Saturday, April 10, 2010

Ultrasound #1

I had my first ultrasound for this baby yesterday morning and it went okay.  We could clearly see the gestational sac in my uterus, so that was a huge relief.  I had been hoping to be able to see the baby and the heartbeat, but hopefully it was just too early.  According to my calculations based on when I ovulated, I should have been 6 weeks.  The sac measured a little small, more like 5w2d.  But my RE didn't seem concerned at all.  I made him check my tubes because I'd been having so much pain where my previous ectopic was, but he didn't see anything out of the ordinary.

So I'm starting to relax a bit.  At least we know it's implanted correctly-- that's a huge hurdle.  Before the appointment, I had worked myself up so much I was convinced I would be headed straight to surgery.  Thank goodness that's not the case.  That, in and of itself, is a wonderful blessing to me.  The doctor told me I needed to just relax and take care of myself and leave the worrying to them.  At first, he told me to come back for a follow-up ultrasound in 2 weeks.  I told him honestly, with my history, that would be really difficult to wait that long.  He took a look at my chart and agreed, so we scheduled the next one for 1 week away, very early next Friday morning.

He gave us printouts of the ultrasound with a big "Hello Mom and Dad!" over the sac and somehow that's comforted me.  I put one of them up in our bathroom so we can see it often.  If I look closely, I think I can see what could be the baby, but I'm not sure if that's just wishful thinking.  I've started having those pulled stomach muscle feelings when I move.  I can only hope that's a good sign of growing and stretching.  I remember those with my last pregnancy-- even though that one didn't turn out like we'd hoped, I hope these are good signs.

I spent a lot of the afternoon yesterday reading other women's stories on the internet of seeing only a sac at 6 weeks.  Overall, it was very encouraging.  It seemed like quite a lot of them went back just a week or so later and saw the baby & heartbeat.  I hope I'm in that boat a week from now.  But either way, for now, I am still pregnant and that is amazing.  I have to remind myself of that over and over again.  This miracle is growing inside me.  Every day with this little one is a blessing.
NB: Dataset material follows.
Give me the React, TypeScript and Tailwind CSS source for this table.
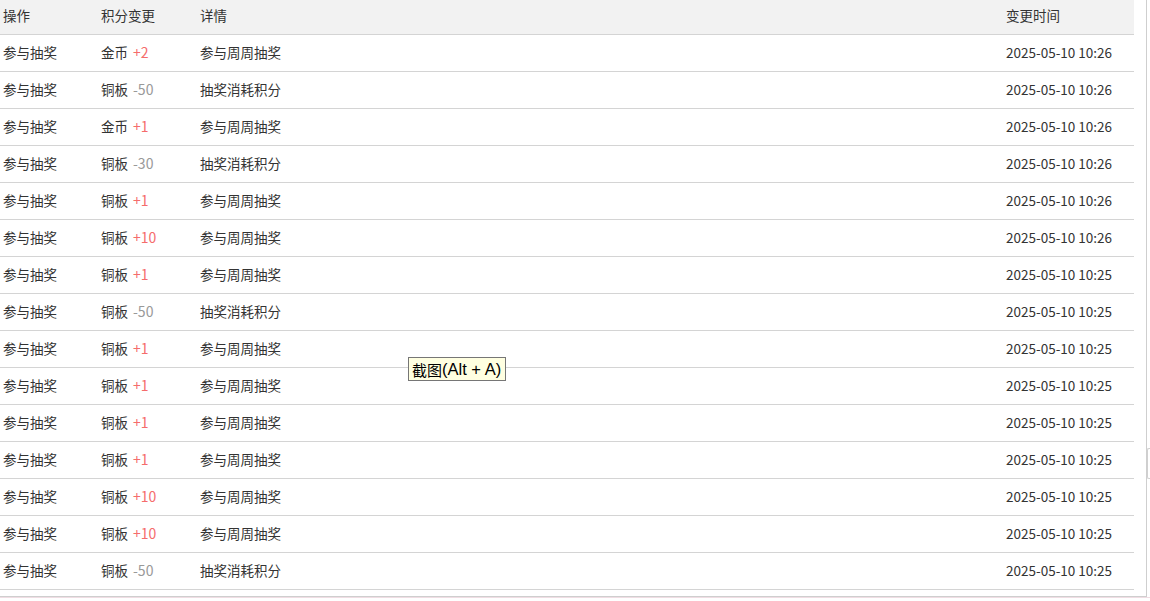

I love you, baby, and hope we find you strong, healthy and implanted correctly.

3 comments:

Unknown said...

early ultrasounds are a double-edged sword. they cause a lot of needless worry, a lot of the time.

I am betting you go back in a week and see a BEAUTIFUL heartbeaT!

...AND THEN WE'LL BOTH BE CRYING! :)

Unknown said...

thinking about you...what time tomorrow?

Unknown said...

PRAYING PRAYING PRAYING! And then Praying some more! Praying for AWESOME news! It's 7:53 so you must know something by now...glad you didn't have to wait half the day for the appointment to come.